Can we say " The more tired you are, the more it's hard to concentrate" instead of "the more tired you are, the harder it is to concentrate" . and which of them could be more common? and also what about these to sentences? 1- The longer she had to wait, the more impatient she become. 2- The longer she had to wait, the more she become impatient.
As general rules, with many exceptions:
1/ monosyllabic words take 'er' for the comparative and 'est' for the superlative,
2/ disyllabic words ending in er, le, or ow, also take 'er' for the comparative and 'est' for the superlative,
3/ disyllabic words ending in y, take 'ier' for the comparative and 'iest' for the superlative, and
4/ most other words take use more for the comparative and most for the superlative.
I repeat that these 'rules' have many exceptions. Those exceptions simply need to be learnt by use. In fact, most English speakers do not even think about these rules, they just use comparatives and superlatives without giving any thought to the 'rules'. This may explain why some English speakers get them wrong, and why, as time passes, these 'rules' will become less and less useful.

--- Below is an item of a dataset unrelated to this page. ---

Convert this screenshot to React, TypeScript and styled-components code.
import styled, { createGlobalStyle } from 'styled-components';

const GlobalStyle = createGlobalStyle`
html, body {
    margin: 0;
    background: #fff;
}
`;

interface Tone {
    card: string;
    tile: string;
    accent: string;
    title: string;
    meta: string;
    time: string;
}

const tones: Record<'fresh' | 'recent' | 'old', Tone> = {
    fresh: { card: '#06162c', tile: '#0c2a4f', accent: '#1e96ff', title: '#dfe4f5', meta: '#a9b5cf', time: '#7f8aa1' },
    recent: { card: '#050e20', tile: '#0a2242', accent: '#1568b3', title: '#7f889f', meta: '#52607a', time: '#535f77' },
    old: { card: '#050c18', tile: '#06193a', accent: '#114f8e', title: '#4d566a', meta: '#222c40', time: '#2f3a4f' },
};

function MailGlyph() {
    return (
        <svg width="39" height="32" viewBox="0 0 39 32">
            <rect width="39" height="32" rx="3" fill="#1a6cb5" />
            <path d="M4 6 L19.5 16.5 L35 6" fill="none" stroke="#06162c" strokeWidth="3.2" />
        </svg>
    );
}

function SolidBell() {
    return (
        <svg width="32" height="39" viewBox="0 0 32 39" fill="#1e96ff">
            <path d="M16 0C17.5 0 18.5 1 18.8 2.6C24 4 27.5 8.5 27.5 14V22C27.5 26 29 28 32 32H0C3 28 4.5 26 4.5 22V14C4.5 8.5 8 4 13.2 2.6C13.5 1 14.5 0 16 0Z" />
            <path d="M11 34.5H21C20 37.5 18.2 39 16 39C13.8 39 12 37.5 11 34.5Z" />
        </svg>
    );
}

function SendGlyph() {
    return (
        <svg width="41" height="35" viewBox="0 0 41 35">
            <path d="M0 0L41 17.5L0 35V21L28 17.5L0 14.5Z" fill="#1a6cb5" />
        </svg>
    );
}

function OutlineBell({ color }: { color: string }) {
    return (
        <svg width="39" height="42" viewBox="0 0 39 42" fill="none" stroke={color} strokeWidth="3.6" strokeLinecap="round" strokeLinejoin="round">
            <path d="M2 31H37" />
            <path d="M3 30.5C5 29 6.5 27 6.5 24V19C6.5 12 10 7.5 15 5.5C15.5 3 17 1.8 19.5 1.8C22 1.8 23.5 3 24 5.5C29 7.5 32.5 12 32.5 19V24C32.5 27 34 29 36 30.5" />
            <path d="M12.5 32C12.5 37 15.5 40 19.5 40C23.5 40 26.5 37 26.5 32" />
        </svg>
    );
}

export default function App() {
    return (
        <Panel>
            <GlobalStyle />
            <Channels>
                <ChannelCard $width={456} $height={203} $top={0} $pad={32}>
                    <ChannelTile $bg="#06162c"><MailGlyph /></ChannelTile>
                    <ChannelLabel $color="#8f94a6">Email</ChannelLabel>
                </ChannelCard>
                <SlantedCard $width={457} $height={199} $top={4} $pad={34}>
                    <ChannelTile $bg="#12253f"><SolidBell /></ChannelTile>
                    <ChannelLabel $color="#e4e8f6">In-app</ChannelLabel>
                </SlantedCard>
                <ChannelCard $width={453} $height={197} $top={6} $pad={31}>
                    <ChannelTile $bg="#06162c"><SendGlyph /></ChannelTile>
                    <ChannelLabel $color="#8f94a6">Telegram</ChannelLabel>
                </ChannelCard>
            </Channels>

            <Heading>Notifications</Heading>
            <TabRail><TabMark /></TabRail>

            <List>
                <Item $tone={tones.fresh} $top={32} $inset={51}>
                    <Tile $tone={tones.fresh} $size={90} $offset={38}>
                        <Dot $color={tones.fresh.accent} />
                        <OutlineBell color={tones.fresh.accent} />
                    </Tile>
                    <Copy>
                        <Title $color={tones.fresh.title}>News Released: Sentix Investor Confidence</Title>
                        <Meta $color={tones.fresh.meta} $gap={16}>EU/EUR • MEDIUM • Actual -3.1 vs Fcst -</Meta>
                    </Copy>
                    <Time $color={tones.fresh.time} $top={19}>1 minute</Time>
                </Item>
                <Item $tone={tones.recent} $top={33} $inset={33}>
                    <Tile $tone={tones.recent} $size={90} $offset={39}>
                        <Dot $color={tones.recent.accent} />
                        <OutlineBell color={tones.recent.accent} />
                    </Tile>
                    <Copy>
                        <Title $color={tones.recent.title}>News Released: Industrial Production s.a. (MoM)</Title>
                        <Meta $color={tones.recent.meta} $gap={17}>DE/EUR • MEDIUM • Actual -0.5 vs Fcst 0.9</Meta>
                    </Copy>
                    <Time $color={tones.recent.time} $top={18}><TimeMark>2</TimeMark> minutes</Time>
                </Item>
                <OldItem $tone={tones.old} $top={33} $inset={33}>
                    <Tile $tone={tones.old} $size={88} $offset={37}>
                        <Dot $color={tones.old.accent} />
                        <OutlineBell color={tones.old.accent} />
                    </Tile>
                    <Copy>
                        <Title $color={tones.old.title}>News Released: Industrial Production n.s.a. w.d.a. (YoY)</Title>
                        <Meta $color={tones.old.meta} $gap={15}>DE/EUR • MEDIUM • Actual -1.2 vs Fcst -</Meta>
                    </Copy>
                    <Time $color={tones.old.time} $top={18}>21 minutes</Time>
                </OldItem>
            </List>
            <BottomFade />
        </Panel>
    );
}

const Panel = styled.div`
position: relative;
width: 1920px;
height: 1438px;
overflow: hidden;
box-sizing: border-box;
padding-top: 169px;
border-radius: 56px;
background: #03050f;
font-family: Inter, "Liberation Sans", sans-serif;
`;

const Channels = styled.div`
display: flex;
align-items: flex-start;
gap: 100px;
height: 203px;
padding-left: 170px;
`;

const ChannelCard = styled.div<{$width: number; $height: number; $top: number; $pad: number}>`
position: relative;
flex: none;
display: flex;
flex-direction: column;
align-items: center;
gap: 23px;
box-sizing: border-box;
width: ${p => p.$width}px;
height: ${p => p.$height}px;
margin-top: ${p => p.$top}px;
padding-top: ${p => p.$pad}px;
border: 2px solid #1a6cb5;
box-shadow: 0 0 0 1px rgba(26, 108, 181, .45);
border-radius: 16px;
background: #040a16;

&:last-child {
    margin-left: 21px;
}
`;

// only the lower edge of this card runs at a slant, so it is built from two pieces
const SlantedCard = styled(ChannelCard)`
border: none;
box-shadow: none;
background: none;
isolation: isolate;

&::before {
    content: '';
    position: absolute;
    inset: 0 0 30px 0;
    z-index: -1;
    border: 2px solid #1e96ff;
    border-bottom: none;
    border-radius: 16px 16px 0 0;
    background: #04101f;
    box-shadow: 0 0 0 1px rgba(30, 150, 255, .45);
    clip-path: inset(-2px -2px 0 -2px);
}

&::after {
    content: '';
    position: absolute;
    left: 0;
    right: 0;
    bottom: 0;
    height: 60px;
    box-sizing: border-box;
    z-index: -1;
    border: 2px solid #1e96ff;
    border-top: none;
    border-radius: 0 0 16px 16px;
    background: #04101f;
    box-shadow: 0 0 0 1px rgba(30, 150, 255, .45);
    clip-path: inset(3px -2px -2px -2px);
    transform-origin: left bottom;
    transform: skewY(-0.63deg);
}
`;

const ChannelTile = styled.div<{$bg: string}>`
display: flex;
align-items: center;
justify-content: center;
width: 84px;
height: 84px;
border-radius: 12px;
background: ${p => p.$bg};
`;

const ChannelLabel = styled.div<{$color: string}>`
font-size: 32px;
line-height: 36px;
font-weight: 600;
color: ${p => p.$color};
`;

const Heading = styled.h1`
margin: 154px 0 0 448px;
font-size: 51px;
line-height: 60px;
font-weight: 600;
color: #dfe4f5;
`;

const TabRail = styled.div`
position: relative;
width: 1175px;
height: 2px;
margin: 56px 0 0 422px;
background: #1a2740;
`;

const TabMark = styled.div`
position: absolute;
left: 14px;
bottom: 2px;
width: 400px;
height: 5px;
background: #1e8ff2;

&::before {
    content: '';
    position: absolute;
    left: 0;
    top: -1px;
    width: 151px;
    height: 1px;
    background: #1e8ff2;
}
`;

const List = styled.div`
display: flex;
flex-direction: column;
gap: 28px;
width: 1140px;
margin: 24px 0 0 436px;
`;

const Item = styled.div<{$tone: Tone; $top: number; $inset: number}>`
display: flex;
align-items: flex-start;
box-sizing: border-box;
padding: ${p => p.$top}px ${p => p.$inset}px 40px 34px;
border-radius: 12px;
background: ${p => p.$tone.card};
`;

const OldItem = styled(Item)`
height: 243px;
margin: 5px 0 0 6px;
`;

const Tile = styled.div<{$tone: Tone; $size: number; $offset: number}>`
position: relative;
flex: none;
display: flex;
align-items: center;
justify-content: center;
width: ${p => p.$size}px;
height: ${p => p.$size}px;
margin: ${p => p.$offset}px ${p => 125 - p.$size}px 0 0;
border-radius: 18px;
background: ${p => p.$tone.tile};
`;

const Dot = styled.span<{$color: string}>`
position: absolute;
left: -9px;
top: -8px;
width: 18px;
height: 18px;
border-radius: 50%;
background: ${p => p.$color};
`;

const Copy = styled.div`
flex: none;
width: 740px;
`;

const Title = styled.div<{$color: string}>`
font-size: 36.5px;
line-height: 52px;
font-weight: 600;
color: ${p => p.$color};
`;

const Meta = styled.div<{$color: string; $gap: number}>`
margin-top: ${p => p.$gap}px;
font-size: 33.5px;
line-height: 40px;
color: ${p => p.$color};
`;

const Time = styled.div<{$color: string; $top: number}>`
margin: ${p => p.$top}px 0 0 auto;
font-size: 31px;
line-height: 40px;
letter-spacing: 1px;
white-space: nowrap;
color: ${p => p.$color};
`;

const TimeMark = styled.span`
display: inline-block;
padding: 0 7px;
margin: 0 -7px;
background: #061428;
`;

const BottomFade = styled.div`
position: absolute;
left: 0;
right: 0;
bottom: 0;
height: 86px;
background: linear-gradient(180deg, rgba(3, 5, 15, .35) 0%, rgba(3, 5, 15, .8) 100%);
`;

In your case, 'tired' is disyllabic and ends in 'ed', so it uses 'more tired' for the comparative. 'Hard' is monosyllabic, so it uses 'harder' for the comparative. As a consequence, the correct usage is:
The more tired you are, the harder it is to concentrate.
Regarding your second sentence, either version is acceptable, however, you should use 'became' rather than 'become' as it is simple past tense. I personally prefer:
The longer she had to wait, the more impatient she became.
as the rhythm of the left hand side matches that of the right. Also it places 'more' immediately before impatient, which is the word that it is modifying.